• Supplied material:

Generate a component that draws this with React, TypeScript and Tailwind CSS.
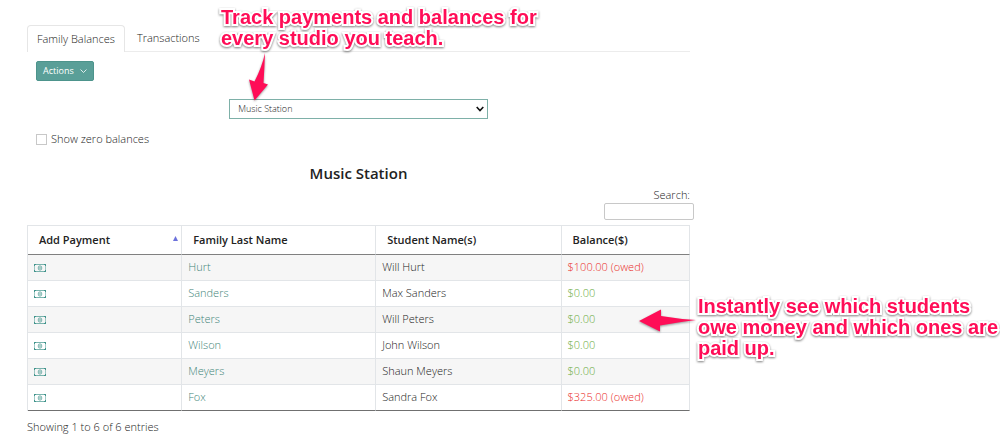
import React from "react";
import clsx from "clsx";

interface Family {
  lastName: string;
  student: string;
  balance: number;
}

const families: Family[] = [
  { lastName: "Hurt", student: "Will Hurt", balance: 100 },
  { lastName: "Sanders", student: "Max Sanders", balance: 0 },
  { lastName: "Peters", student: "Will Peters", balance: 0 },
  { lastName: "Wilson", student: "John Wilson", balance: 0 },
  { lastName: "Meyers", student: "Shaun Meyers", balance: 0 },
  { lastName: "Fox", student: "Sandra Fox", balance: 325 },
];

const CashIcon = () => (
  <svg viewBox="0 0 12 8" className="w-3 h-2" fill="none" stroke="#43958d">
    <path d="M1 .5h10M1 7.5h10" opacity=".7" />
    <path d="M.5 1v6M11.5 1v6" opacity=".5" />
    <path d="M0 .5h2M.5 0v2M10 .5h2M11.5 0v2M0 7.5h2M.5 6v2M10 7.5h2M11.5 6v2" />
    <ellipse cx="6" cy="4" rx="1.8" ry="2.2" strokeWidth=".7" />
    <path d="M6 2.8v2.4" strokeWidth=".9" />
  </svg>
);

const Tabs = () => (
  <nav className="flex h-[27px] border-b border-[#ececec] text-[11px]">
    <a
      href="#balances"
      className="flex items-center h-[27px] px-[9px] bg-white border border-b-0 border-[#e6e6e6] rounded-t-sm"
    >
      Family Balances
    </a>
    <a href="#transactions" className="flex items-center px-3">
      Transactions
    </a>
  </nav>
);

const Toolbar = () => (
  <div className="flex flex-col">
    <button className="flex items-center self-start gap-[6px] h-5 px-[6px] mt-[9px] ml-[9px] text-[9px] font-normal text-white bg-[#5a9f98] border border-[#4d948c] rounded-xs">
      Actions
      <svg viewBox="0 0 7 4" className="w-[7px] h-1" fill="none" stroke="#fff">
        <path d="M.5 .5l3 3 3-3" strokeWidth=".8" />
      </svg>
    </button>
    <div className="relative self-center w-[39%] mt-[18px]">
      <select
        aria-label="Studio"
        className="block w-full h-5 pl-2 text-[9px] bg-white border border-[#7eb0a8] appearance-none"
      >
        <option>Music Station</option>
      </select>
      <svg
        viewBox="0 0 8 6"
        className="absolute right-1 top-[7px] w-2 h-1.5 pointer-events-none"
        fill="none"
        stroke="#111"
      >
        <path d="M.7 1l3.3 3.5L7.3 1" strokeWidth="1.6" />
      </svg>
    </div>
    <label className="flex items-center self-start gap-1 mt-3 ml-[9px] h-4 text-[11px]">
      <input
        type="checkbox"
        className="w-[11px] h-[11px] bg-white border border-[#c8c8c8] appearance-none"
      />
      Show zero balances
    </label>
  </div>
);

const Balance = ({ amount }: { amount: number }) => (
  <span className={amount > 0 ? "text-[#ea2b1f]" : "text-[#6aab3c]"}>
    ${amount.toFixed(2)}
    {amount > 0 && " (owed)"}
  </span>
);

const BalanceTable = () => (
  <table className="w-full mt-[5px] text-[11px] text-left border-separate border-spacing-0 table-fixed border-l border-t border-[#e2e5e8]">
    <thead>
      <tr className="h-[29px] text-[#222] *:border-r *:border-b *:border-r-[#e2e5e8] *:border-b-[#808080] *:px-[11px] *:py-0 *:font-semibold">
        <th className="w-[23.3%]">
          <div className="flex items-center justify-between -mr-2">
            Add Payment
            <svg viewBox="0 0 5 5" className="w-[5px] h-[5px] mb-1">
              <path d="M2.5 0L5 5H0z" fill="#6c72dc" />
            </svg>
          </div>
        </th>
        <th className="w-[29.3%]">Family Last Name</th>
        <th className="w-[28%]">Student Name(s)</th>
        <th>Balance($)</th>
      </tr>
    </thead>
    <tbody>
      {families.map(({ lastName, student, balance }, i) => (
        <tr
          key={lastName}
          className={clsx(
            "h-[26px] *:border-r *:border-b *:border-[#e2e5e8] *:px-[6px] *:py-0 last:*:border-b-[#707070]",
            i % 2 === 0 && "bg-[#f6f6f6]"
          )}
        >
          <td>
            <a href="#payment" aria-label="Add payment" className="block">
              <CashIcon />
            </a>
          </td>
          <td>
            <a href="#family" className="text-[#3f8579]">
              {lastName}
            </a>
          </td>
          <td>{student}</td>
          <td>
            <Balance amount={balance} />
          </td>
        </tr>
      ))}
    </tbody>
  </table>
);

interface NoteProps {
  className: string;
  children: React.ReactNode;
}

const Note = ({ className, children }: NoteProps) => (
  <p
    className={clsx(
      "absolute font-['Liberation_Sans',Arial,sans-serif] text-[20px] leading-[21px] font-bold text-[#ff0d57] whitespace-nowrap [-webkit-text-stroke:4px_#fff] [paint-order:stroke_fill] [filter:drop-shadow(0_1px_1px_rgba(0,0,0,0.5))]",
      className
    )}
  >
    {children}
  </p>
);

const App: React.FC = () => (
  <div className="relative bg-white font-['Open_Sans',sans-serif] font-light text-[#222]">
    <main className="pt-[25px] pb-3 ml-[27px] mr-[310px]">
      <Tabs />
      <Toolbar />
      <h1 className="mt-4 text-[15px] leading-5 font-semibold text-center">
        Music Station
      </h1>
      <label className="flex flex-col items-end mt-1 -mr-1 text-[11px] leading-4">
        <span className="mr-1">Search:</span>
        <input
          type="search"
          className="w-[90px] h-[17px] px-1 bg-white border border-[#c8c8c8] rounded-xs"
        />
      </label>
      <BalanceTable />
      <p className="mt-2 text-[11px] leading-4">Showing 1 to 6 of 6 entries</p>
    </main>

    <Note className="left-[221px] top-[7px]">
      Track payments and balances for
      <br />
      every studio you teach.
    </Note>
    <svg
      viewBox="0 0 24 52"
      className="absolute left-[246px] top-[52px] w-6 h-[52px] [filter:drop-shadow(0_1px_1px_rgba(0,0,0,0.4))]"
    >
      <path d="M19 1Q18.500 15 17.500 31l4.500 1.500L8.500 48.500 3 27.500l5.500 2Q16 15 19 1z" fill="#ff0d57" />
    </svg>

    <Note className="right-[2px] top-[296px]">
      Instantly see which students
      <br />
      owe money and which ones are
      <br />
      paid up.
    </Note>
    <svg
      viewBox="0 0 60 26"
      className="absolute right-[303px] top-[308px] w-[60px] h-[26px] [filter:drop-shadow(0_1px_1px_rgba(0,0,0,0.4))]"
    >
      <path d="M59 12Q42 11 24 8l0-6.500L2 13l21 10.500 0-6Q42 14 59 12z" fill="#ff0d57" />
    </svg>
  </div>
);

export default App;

• Exercise goal: Transcribe the full listing above exactly as it stands, minus the pictures.

• Result of this task:
Generate a component that draws this with React, TypeScript and Tailwind CSS.
import React from "react";
import clsx from "clsx";

interface Family {
  lastName: string;
  student: string;
  balance: number;
}

const families: Family[] = [
  { lastName: "Hurt", student: "Will Hurt", balance: 100 },
  { lastName: "Sanders", student: "Max Sanders", balance: 0 },
  { lastName: "Peters", student: "Will Peters", balance: 0 },
  { lastName: "Wilson", student: "John Wilson", balance: 0 },
  { lastName: "Meyers", student: "Shaun Meyers", balance: 0 },
  { lastName: "Fox", student: "Sandra Fox", balance: 325 },
];

const CashIcon = () => (
  <svg viewBox="0 0 12 8" className="w-3 h-2" fill="none" stroke="#43958d">
    <path d="M1 .5h10M1 7.5h10" opacity=".7" />
    <path d="M.5 1v6M11.5 1v6" opacity=".5" />
    <path d="M0 .5h2M.5 0v2M10 .5h2M11.5 0v2M0 7.5h2M.5 6v2M10 7.5h2M11.5 6v2" />
    <ellipse cx="6" cy="4" rx="1.8" ry="2.2" strokeWidth=".7" />
    <path d="M6 2.8v2.4" strokeWidth=".9" />
  </svg>
);

const Tabs = () => (
  <nav className="flex h-[27px] border-b border-[#ececec] text-[11px]">
    <a
      href="#balances"
      className="flex items-center h-[27px] px-[9px] bg-white border border-b-0 border-[#e6e6e6] rounded-t-sm"
    >
      Family Balances
    </a>
    <a href="#transactions" className="flex items-center px-3">
      Transactions
    </a>
  </nav>
);

const Toolbar = () => (
  <div className="flex flex-col">
    <button className="flex items-center self-start gap-[6px] h-5 px-[6px] mt-[9px] ml-[9px] text-[9px] font-normal text-white bg-[#5a9f98] border border-[#4d948c] rounded-xs">
      Actions
      <svg viewBox="0 0 7 4" className="w-[7px] h-1" fill="none" stroke="#fff">
        <path d="M.5 .5l3 3 3-3" strokeWidth=".8" />
      </svg>
    </button>
    <div className="relative self-center w-[39%] mt-[18px]">
      <select
        aria-label="Studio"
        className="block w-full h-5 pl-2 text-[9px] bg-white border border-[#7eb0a8] appearance-none"
      >
        <option>Music Station</option>
      </select>
      <svg
        viewBox="0 0 8 6"
        className="absolute right-1 top-[7px] w-2 h-1.5 pointer-events-none"
        fill="none"
        stroke="#111"
      >
        <path d="M.7 1l3.3 3.5L7.3 1" strokeWidth="1.6" />
      </svg>
    </div>
    <label className="flex items-center self-start gap-1 mt-3 ml-[9px] h-4 text-[11px]">
      <input
        type="checkbox"
        className="w-[11px] h-[11px] bg-white border border-[#c8c8c8] appearance-none"
      />
      Show zero balances
    </label>
  </div>
);

const Balance = ({ amount }: { amount: number }) => (
  <span className={amount > 0 ? "text-[#ea2b1f]" : "text-[#6aab3c]"}>
    ${amount.toFixed(2)}
    {amount > 0 && " (owed)"}
  </span>
);

const BalanceTable = () => (
  <table className="w-full mt-[5px] text-[11px] text-left border-separate border-spacing-0 table-fixed border-l border-t border-[#e2e5e8]">
    <thead>
      <tr className="h-[29px] text-[#222] *:border-r *:border-b *:border-r-[#e2e5e8] *:border-b-[#808080] *:px-[11px] *:py-0 *:font-semibold">
        <th className="w-[23.3%]">
          <div className="flex items-center justify-between -mr-2">
            Add Payment
            <svg viewBox="0 0 5 5" className="w-[5px] h-[5px] mb-1">
              <path d="M2.5 0L5 5H0z" fill="#6c72dc" />
            </svg>
          </div>
        </th>
        <th className="w-[29.3%]">Family Last Name</th>
        <th className="w-[28%]">Student Name(s)</th>
        <th>Balance($)</th>
      </tr>
    </thead>
    <tbody>
      {families.map(({ lastName, student, balance }, i) => (
        <tr
          key={lastName}
          className={clsx(
            "h-[26px] *:border-r *:border-b *:border-[#e2e5e8] *:px-[6px] *:py-0 last:*:border-b-[#707070]",
            i % 2 === 0 && "bg-[#f6f6f6]"
          )}
        >
          <td>
            <a href="#payment" aria-label="Add payment" className="block">
              <CashIcon />
            </a>
          </td>
          <td>
            <a href="#family" className="text-[#3f8579]">
              {lastName}
            </a>
          </td>
          <td>{student}</td>
          <td>
            <Balance amount={balance} />
          </td>
        </tr>
      ))}
    </tbody>
  </table>
);

interface NoteProps {
  className: string;
  children: React.ReactNode;
}

const Note = ({ className, children }: NoteProps) => (
  <p
    className={clsx(
      "absolute font-['Liberation_Sans',Arial,sans-serif] text-[20px] leading-[21px] font-bold text-[#ff0d57] whitespace-nowrap [-webkit-text-stroke:4px_#fff] [paint-order:stroke_fill] [filter:drop-shadow(0_1px_1px_rgba(0,0,0,0.5))]",
      className
    )}
  >
    {children}
  </p>
);

const App: React.FC = () => (
  <div className="relative bg-white font-['Open_Sans',sans-serif] font-light text-[#222]">
    <main className="pt-[25px] pb-3 ml-[27px] mr-[310px]">
      <Tabs />
      <Toolbar />
      <h1 className="mt-4 text-[15px] leading-5 font-semibold text-center">
        Music Station
      </h1>
      <label className="flex flex-col items-end mt-1 -mr-1 text-[11px] leading-4">
        <span className="mr-1">Search:</span>
        <input
          type="search"
          className="w-[90px] h-[17px] px-1 bg-white border border-[#c8c8c8] rounded-xs"
        />
      </label>
      <BalanceTable />
      <p className="mt-2 text-[11px] leading-4">Showing 1 to 6 of 6 entries</p>
    </main>

    <Note className="left-[221px] top-[7px]">
      Track payments and balances for
      <br />
      every studio you teach.
    </Note>
    <svg
      viewBox="0 0 24 52"
      className="absolute left-[246px] top-[52px] w-6 h-[52px] [filter:drop-shadow(0_1px_1px_rgba(0,0,0,0.4))]"
    >
      <path d="M19 1Q18.500 15 17.500 31l4.500 1.500L8.500 48.500 3 27.500l5.500 2Q16 15 19 1z" fill="#ff0d57" />
    </svg>

    <Note className="right-[2px] top-[296px]">
      Instantly see which students
      <br />
      owe money and which ones are
      <br />
      paid up.
    </Note>
    <svg
      viewBox="0 0 60 26"
      className="absolute right-[303px] top-[308px] w-[60px] h-[26px] [filter:drop-shadow(0_1px_1px_rgba(0,0,0,0.4))]"
    >
      <path d="M59 12Q42 11 24 8l0-6.500L2 13l21 10.500 0-6Q42 14 59 12z" fill="#ff0d57" />
    </svg>
  </div>
);

export default App;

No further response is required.